- Task
Copy every line of the data in which the word "React" occurs.

- Source material
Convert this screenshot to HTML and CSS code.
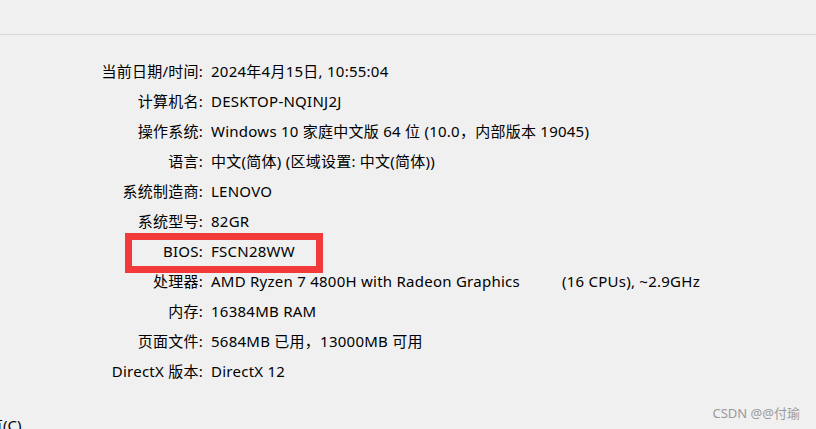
FILE: index.html
```html
<!DOCTYPE html>
<html lang="zh-CN">
<head>
<meta charset="utf-8">
<title>系统信息</title>
<link rel="stylesheet" href="styles.css">
</head>
<body>
<div class="page">
  <div class="header"></div>
  <div class="info">
    <div class="row"><span class="label">当前日期/时间:</span><span class="value">2024年4月15日, 10:55:04</span></div>
    <div class="row"><span class="label">计算机名:</span><span class="value">DESKTOP-NQINJ2J</span></div>
    <div class="row"><span class="label">操作系统:</span><span class="value">Windows 10 家庭中文版 64 位 (10.0，内部版本 19045)</span></div>
    <div class="row"><span class="label">语言:</span><span class="value">中文(简体) (区域设置: 中文(简体))</span></div>
    <div class="row"><span class="label">系统制造商:</span><span class="value">LENOVO</span></div>
    <div class="row"><span class="label">系统型号:</span><span class="value">82GR</span></div>
    <div class="row row-marked"><span class="label">BIOS:</span><span class="value">FSCN28WW</span><span class="mark"></span></div>
    <div class="row"><span class="label">处理器:</span><span class="value">AMD Ryzen 7 4800H with Radeon Graphics<span class="cpus">(16 CPUs), ~2.9GHz</span></span></div>
    <div class="row"><span class="label">内存:</span><span class="value">16384MB RAM</span></div>
    <div class="row"><span class="label">页面文件:</span><span class="value">5684MB 已用，13000MB 可用</span></div>
    <div class="row"><span class="label">DirectX 版本:</span><span class="value">DirectX 12</span></div>
  </div>
  <div class="footer">有(C)</div>
  <div class="watermark">CSDN @@付瑜</div>
</div>
</body>
</html>
```
FILE: styles.css
```css
html, body {
  margin: 0;
  padding: 0;
  background: #f0f0f0;
}
.page {
  position: relative;
  width: 816px;
  height: 429px;
  overflow: hidden;
  font-family: "Noto Sans", "Noto Sans CJK SC", sans-serif;
  font-size: 15px;
  color: #000;
}
.header {
  height: 34px;
  border-bottom: 1px solid #d9d9d9;
}
.info {
  padding-top: 21px;
}
.row {
  display: grid;
  grid-template-columns: 203px auto;
  column-gap: 8px;
  height: 30px;
  line-height: 30px;
  white-space: nowrap;
  letter-spacing: 0.25px;
}
.label {
  text-align: right;
}
.cpus {
  margin-left: 42px;
}
.row-marked {
  position: relative;
}
.mark {
  position: absolute;
  left: 125px;
  top: -3px;
  width: 184px;
  height: 26px;
  border: 7px solid #f23a3a;
}
.footer {
  margin-top: 24px;
  margin-left: -12px;
  line-height: 30px;
}
.watermark {
  position: absolute;
  right: 16px;
  bottom: 7px;
  font-size: 13px;
  color: #9a9a9a;
}
```
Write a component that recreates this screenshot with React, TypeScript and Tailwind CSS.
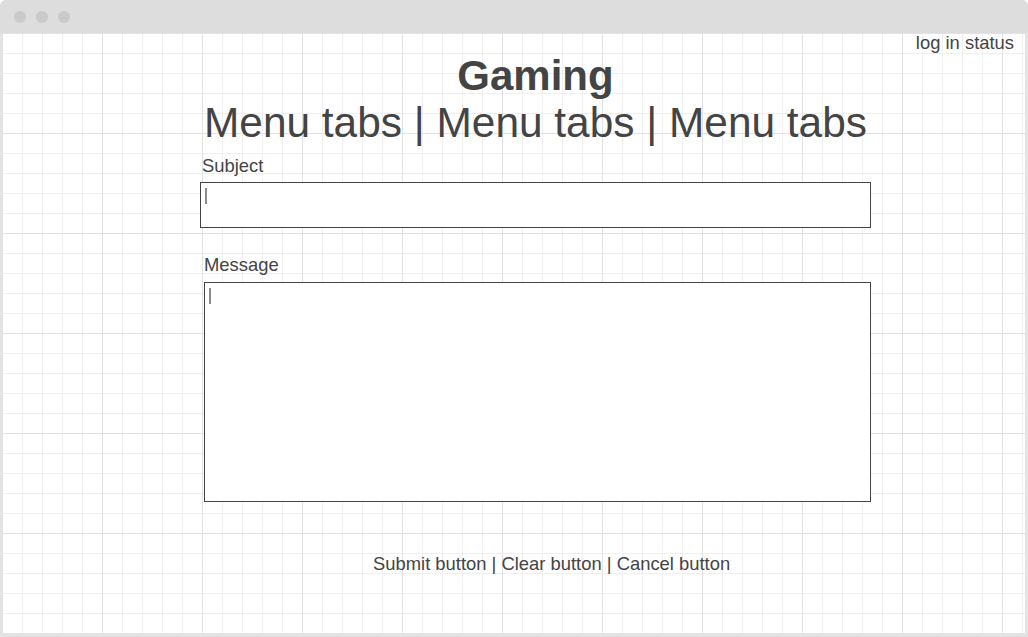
export default function App() {
  return (
    <div className="w-[1028px] h-[637px] bg-white font-['Liberation_Sans',Arial,sans-serif] text-[#444444]">
      <div className="w-full h-full flex flex-col rounded-t-[6px] bg-[#e3e3e3] overflow-hidden">
        {/* title bar */}
        <div className="h-[33px] shrink-0 bg-[#dddddd] flex items-center gap-[10px] pl-[14px]">
          <div className="w-[12px] h-[12px] rounded-full bg-[#cacaca]" />
          <div className="w-[12px] h-[12px] rounded-full bg-[#cacaca]" />
          <div className="w-[12px] h-[12px] rounded-full bg-[#cacaca]" />
        </div>

        {/* canvas */}
        <div className="ml-[2px] mr-[3px] h-[600px] bg-white bg-[linear-gradient(to_right,#e2e2e2_1px,transparent_1px),linear-gradient(to_bottom,#e2e2e2_1px,transparent_1px),linear-gradient(to_right,#efefef_1px,transparent_1px),linear-gradient(to_bottom,#efefef_1px,transparent_1px)] bg-[size:100px_100px,100px_100px,20px_20px,20px_20px]">
          <div className="flex justify-end pr-[11px] h-[19px] text-[18.4px] leading-[19px]">log in status</div>

          <div className="w-[671px] ml-[198px] flex flex-col">
            <h1 className="text-center text-[42px] leading-[47px] font-bold">Gaming</h1>
            <div className="text-center text-[42.4px] leading-[47px]">Menu tabs | Menu tabs | Menu tabs</div>

            <label className="mt-[10px] pl-[2px] text-[18.4px] leading-[19px]">Subject</label>
            <div className="mt-[7px] h-[46px] border border-[#444444] bg-white pl-[4px] pt-[5px]">
              <div className="w-[2px] h-[16px] bg-[#8c8c8c]" />
            </div>
          </div>

          <div className="w-[667px] ml-[202px] flex flex-col">
            <label className="mt-[27px] text-[18.4px] leading-[19px]">Message</label>
            <div className="mt-[8px] h-[220px] border border-[#444444] bg-white pl-[4px] pt-[5px]">
              <div className="w-[2px] h-[16px] bg-[#8c8c8c]" />
            </div>
          </div>

          <div className="mt-[52px] pl-[371px] text-[18.4px] leading-[19px]">
            Submit button | Clear button | Cancel button
          </div>
        </div>
      </div>
    </div>
  );
}
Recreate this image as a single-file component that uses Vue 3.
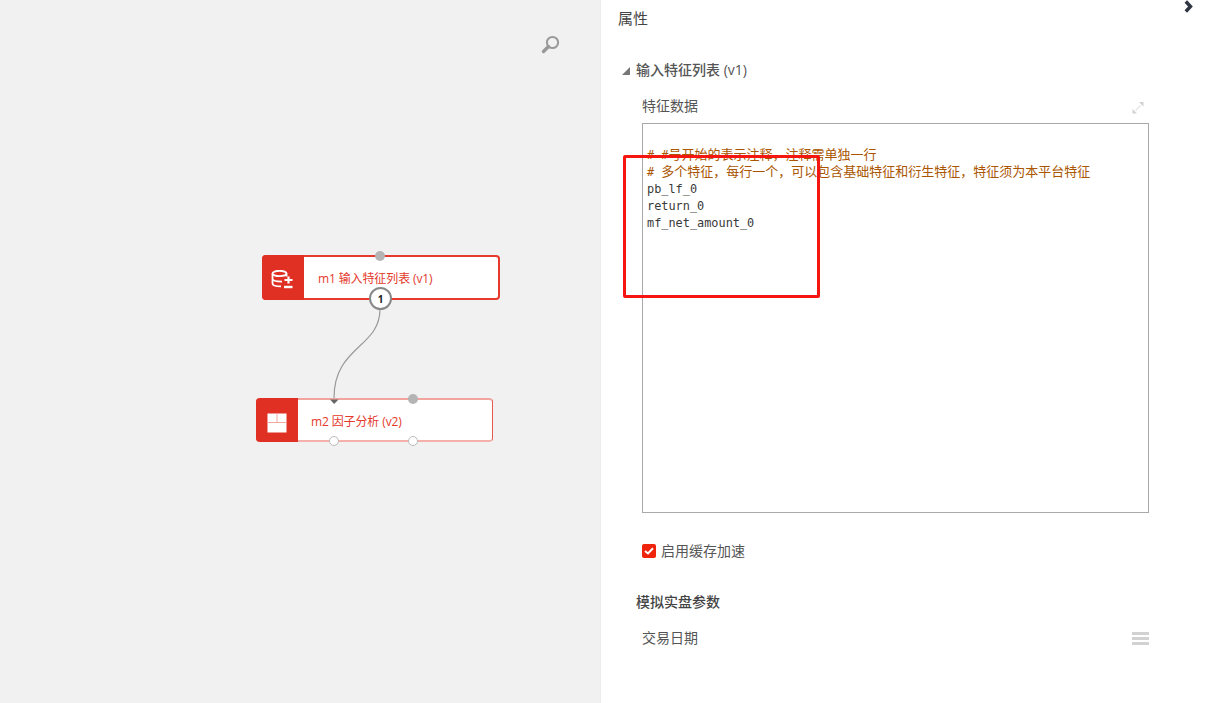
<script setup>
const codeLines = [
  [['l', '# #'], ['c', '号开始的表示注释，注释需单独一行']],
  [['l', '# '], ['c', '多个特征，每行一个，可以包含基础特征和衍生特征，特征须为本平台特征']],
]
const features = ['pb_lf_0', 'return_0', 'mf_net_amount_0']
</script>

<template>
  <div class="page">
    <section class="canvas">
      <svg class="search" width="24" height="24" viewBox="0 0 24 24">
        <circle cx="13.500" cy="9.500" r="5.600" fill="none" stroke="#999" stroke-width="2" />
        <path d="M9.500 13.500 L4.500 18.500" stroke="#999" stroke-width="3.400" stroke-linecap="round" />
      </svg>

      <svg class="edge" width="600" height="703" viewBox="0 0 600 703">
        <path d="M380 309 C380 348 334 346 334 398" fill="none" stroke="#999" stroke-width="1.200" />
        <path d="M330 399.500 H338.500 L334.200 404 Z" fill="#666" />
      </svg>

      <div class="node node-a">
        <div class="node-icon">
          <svg class="icon-db" width="23" height="20" viewBox="0 0 23 20" fill="none" stroke="#fff" stroke-width="1.800">
            <ellipse cx="8.500" cy="3.500" rx="7" ry="2.700" />
            <path d="M1.500 3.500 V13.500 C1.500 15.500 5 16.400 10 16.400 M1.500 8.800 C1.500 10.800 5 11.600 11 11.600 M15.500 3.500 V6.500" />
            <path d="M17.500 6.500 V13.500 M13.500 10 H21.500" stroke-width="2.200" />
            <path d="M13 17 H21.500" stroke-width="2.400" />
          </svg>
        </div>
        <div class="node-label">m1 输入特征列表 (v1)</div>
        <span class="port port-gray port-a-top"></span>
        <span class="badge">1</span>
      </div>

      <div class="node node-b">
        <div class="node-icon">
          <svg class="icon-grid" width="20" height="20" viewBox="0 0 20 20">
            <rect x="0.500" y="0.500" width="19" height="19" fill="#fff" />
            <path d="M10 0.500 V9.500 M0.500 9.500 H19.500" stroke="#f2a79f" stroke-width="1" />
          </svg>
        </div>
        <div class="node-label">m2 因子分析 (v2)</div>
        <span class="port port-gray port-b-top"></span>
        <span class="port port-white port-b-left"></span>
        <span class="port port-white port-b-right"></span>
      </div>
    </section>

    <aside class="panel">
      <svg class="collapse" width="10" height="14" viewBox="0 0 10 14" fill="none">
        <path d="M1.800 1.500 L6.500 6.500 L1.800 11.500" stroke="#2f3542" stroke-width="3.400" />
      </svg>

      <h2 class="title">属性</h2>

      <div class="group-head">
        <span class="triangle"></span>
        <span>输入特征列表 (v1)</span>
      </div>

      <div class="field">
        <div class="field-head">
          <span>特征数据</span>
          <svg class="expand" width="12" height="12" viewBox="0 0 12 12">
            <path d="M7 0 H11.500 V4.500 Z M0.500 7 V11.500 H5 Z" fill="#d2d2d2" />
            <path d="M3.500 8.500 L8.500 3.500" stroke="#e6e6e6" stroke-width="1.200" />
          </svg>
        </div>
        <div class="editor">
          <div v-for="(line, i) in codeLines" :key="i" class="code-line comment">
            <span v-for="(part, j) in line" :key="j" :class="part[0] === 'c' ? 'cjk' : ''">{{ part[1] }}</span>
          </div>
          <div v-for="f in features" :key="f" class="code-line">{{ f }}</div>
        </div>
      </div>

      <label class="check-row">
        <span class="check">
          <svg width="10" height="8" viewBox="0 0 10 8" fill="none">
            <path d="M1 4 L4 6.500 L9 1.200" stroke="#fff" stroke-width="2" />
          </svg>
        </span>
        <span class="check-text">启用缓存加速</span>
      </label>

      <div class="subhead">模拟实盘参数</div>

      <div class="date-row">
        <span class="date-text">交易日期</span>
        <span class="menu"><i></i><i></i><i></i></span>
      </div>

      <div class="highlight"></div>
    </aside>
  </div>
</template>

<style scoped>
.page {
  display: flex;
  width: 1205px;
  height: 703px;
  overflow: hidden;
  background: #fff;
  font-family: "Open Sans", "Noto Sans CJK SC", sans-serif;
  font-size: 14px;
  color: #555;
}

.canvas {
  position: relative;
  flex: 0 0 600px;
  background: #f1f1f1;
  border-right: 1px solid #ececec;
}

.search {
  position: absolute;
  left: 539px;
  top: 33px;
}

.edge {
  position: absolute;
  left: 0;
  top: 0;
  z-index: 2;
  pointer-events: none;
}

.node {
  position: absolute;
  display: flex;
  box-sizing: border-box;
  background: #fff;
  border-radius: 4px;
  color: #e4392c;
  font-size: 12px;
  letter-spacing: -0.120px;
}

.node-a {
  left: 262px;
  top: 255px;
  width: 238px;
  height: 45px;
  border: 2px solid #e8392d;
}

.node-b {
  left: 256px;
  top: 398px;
  width: 237px;
  height: 44px;
  border-style: solid;
  border-width: 2px 1px;
  border-color: #f2a49e #e8574c #f4b0ab #e8574c;
}

.node-icon {
  display: flex;
  align-items: center;
  justify-content: center;
  background: #e03024;
  box-sizing: border-box;
}

.node-a .node-icon {
  flex: 0 0 42px;
  margin: -2px 0 -2px -2px;
  border-radius: 4px 0 0 4px;
}

.node-b .node-icon {
  flex: 0 0 42px;
  margin: -2px 0 -2px -1px;
  border-radius: 4px 0 0 4px;
}

.icon-db {
  margin: 5px 0 0 -1px;
}

.icon-grid {
  margin-top: 5px;
}

.node-label {
  align-self: center;
  margin: 1px 0 0 14px;
  white-space: nowrap;
}

.node-b .node-label {
  margin: 2px 0 0 13px;
}

.port {
  position: absolute;
  box-sizing: border-box;
  border-radius: 50%;
  z-index: 3;
}

.port-gray {
  width: 10px;
  height: 10px;
  background: #b4b4b4;
}

.port-white {
  width: 10px;
  height: 10px;
  background: #fff;
  border: 1px solid #bbb;
}

.port-a-top {
  left: 111px;
  top: -6px;
}

.port-b-top {
  left: 151px;
  top: -6px;
}

.port-b-left {
  left: 72px;
  bottom: -6px;
}

.port-b-right {
  left: 151px;
  bottom: -6px;
}

.badge {
  position: absolute;
  left: 105px;
  top: 30px;
  width: 23px;
  height: 23px;
  box-sizing: border-box;
  display: flex;
  align-items: center;
  justify-content: center;
  background: #fff;
  border: 2px solid #888;
  border-radius: 50%;
  color: #222;
  font-size: 10px;
  font-weight: 700;
  z-index: 3;
}

.panel {
  position: relative;
  flex: 1;
  padding-left: 17px;
}

.collapse {
  position: absolute;
  left: 583px;
  top: 0;
}

.title {
  margin: 0;
  padding-top: 8px;
  font-size: 15px;
  font-weight: 400;
  line-height: 20px;
  color: #444;
}

.group-head {
  display: flex;
  align-items: center;
  margin: 31px 0 0 4px;
  height: 20px;
  font-weight: 500;
  color: #555;
}

.triangle {
  width: 0;
  height: 0;
  margin-right: 6px;
  margin-top: 3px;
  border-style: solid;
  border-width: 0 0 8px 8px;
  border-color: transparent transparent #777 transparent;
}

.field {
  width: 507px;
  margin: 16px 0 0 24px;
}

.field-head {
  display: flex;
  align-items: center;
  justify-content: space-between;
  height: 20px;
  padding-right: 5px;
  margin-bottom: 8px;
}

.expand {
  margin-top: 5px;
}

.editor {
  box-sizing: border-box;
  height: 390px;
  padding: 21px 4px 0;
  border: 1px solid #a9a9a9;
  font-family: "DejaVu Sans Mono", "Noto Sans CJK SC", monospace;
  font-size: 11.880px;
  color: #3a3a3a;
}

.code-line {
  height: 17.300px;
  line-height: 17.300px;
  white-space: pre;
}

.comment {
  color: #aa5500;
}

.comment + .code-line:not(.comment) {
  margin-top: 1px;
}

.cjk {
  font-family: "Noto Sans CJK SC", sans-serif;
  font-size: 13px;
}

.check-row {
  display: flex;
  align-items: center;
  gap: 5px;
  margin: 28px 0 0 24px;
  height: 20px;
}

.check-text {
  margin-top: -2px;
}

.check {
  display: flex;
  align-items: center;
  justify-content: center;
  width: 14px;
  height: 14px;
  background: #f0240c;
  border-radius: 2px;
}

.subhead {
  margin: 31px 0 0 18px;
  height: 20px;
  line-height: 20px;
  font-weight: 500;
  color: #444;
}

.date-row {
  display: flex;
  align-items: center;
  justify-content: space-between;
  width: 507px;
  height: 20px;
  margin: 16px 0 0 24px;
}

.date-text {
  margin-top: -2px;
}

.menu {
  display: flex;
  flex-direction: column;
  gap: 2px;
  width: 17px;
}

.menu i {
  display: block;
  height: 3px;
  background: #d2d2d2;
}

.highlight {
  position: absolute;
  left: 22px;
  top: 155px;
  width: 197px;
  height: 143px;
  box-sizing: border-box;
  border: 3px solid #f5170f;
  border-radius: 2px;
}
</style>
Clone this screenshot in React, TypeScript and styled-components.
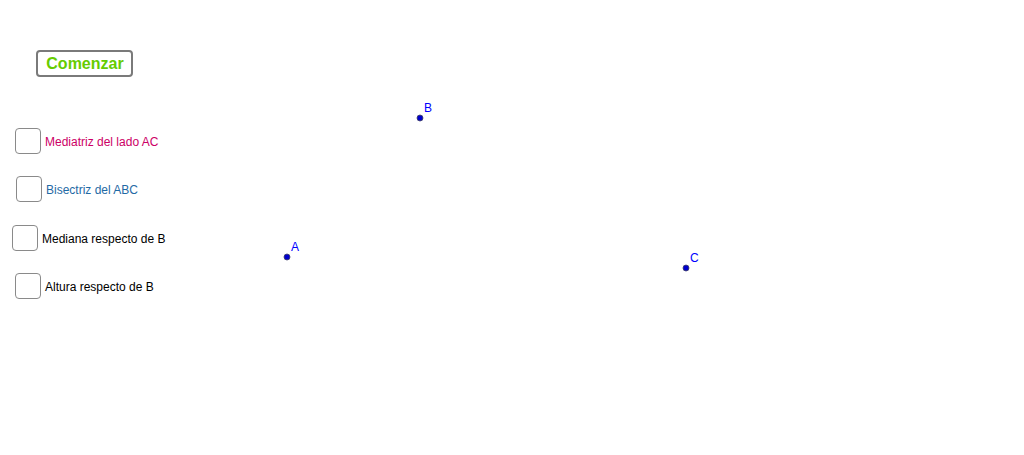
import React from 'react';
import styled, { createGlobalStyle } from 'styled-components'

const GlobalStyle = createGlobalStyle`
  html, body {
    margin: 0;
    padding: 0;
    background: #ffffff;
    font-family: "Liberation Sans", Arial, sans-serif;
  }
`

const Canvas = styled.div`
  position: relative;
  width: 1024px;
  height: 455px;
  overflow: hidden;
  background: #ffffff;
`

const Controls = styled.div`
  display: flex;
  flex-direction: column;
  align-items: flex-start;
  padding-top: 50px;
`

const StartButton = styled.button`
  margin-left: 36px;
  width: 97px;
  height: 27px;
  padding: 0 0 0 1px;
  background: #ffffff;
  border: 2px solid #7a7a7a;
  border-radius: 4px;
  color: #66cc00;
  font-family: "Liberation Sans", Arial, sans-serif;
  font-weight: bold;
  font-size: 16px;
  line-height: 22px;
  cursor: pointer;
`

const CheckList = styled.div`
  display: flex;
  flex-direction: column;
  gap: 22px;
  margin-top: 51px;
`

const CheckRow = styled.label<{ $left: number; $shift?: number }>`
  display: flex;
  align-items: center;
  gap: 4px;
  margin-left: ${p => p.$left}px;
  margin-top: ${p => p.$shift ?? 0}px;
  height: 26px;
  cursor: pointer;
`

const Box = styled.span`
  width: 24px;
  height: 24px;
  border: 1px solid #8a8a8a;
  border-radius: 4px;
  background: #ffffff;
`

const Caption = styled.span<{ $color: string }>`
  color: ${p => p.$color};
  font-size: 12px;
  line-height: 14px;
  padding-top: 2px;
`

const Drawing = styled.svg`
  position: absolute;
  left: 0;
  top: 0;
  pointer-events: none;
`

const points = [
  { name: 'A', x: 287, y: 257 },
  { name: 'B', x: 420, y: 118 },
  { name: 'C', x: 686, y: 268 },
]

const options = [
  { text: 'Mediatriz del lado AC', color: '#cc0066', left: 15, shift: 0 },
  { text: 'Bisectriz del ABC', color: '#1f6aa5', left: 16, shift: 0 },
  { text: 'Mediana respecto de B', color: '#000000', left: 12, shift: 1 },
  { text: 'Altura respecto de B', color: '#000000', left: 15, shift: 0 },
]

const App = () => {
  return (
    <Canvas>
      <GlobalStyle />
      <Controls>
        <StartButton>Comenzar</StartButton>
        <CheckList>
          {options.map(option => (
            <CheckRow key={option.text} $left={option.left} $shift={option.shift}>
              <Box />
              <Caption $color={option.color}>{option.text}</Caption>
            </CheckRow>
          ))}
        </CheckList>
      </Controls>
      <Drawing width="1024" height="455" viewBox="0 0 1024 455">
        {points.map(point => (
          <g key={point.name}>
            <circle cx={point.x} cy={point.y} r="3" fill="#0000cc" stroke="#444466" strokeWidth="0.8" />
            <text
              x={point.x + 4}
              y={point.y - 6}
              fill="#0000ff"
              fontSize="12"
              fontFamily='"Liberation Sans", Arial, sans-serif'
            >{point.name}</text>
          </g>
        ))}
      </Drawing>
    </Canvas>
  );
};

export default App;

- The output
Write a component that recreates this screenshot with React, TypeScript and Tailwind CSS.
Clone this screenshot in React, TypeScript and styled-components.
import React from 'react';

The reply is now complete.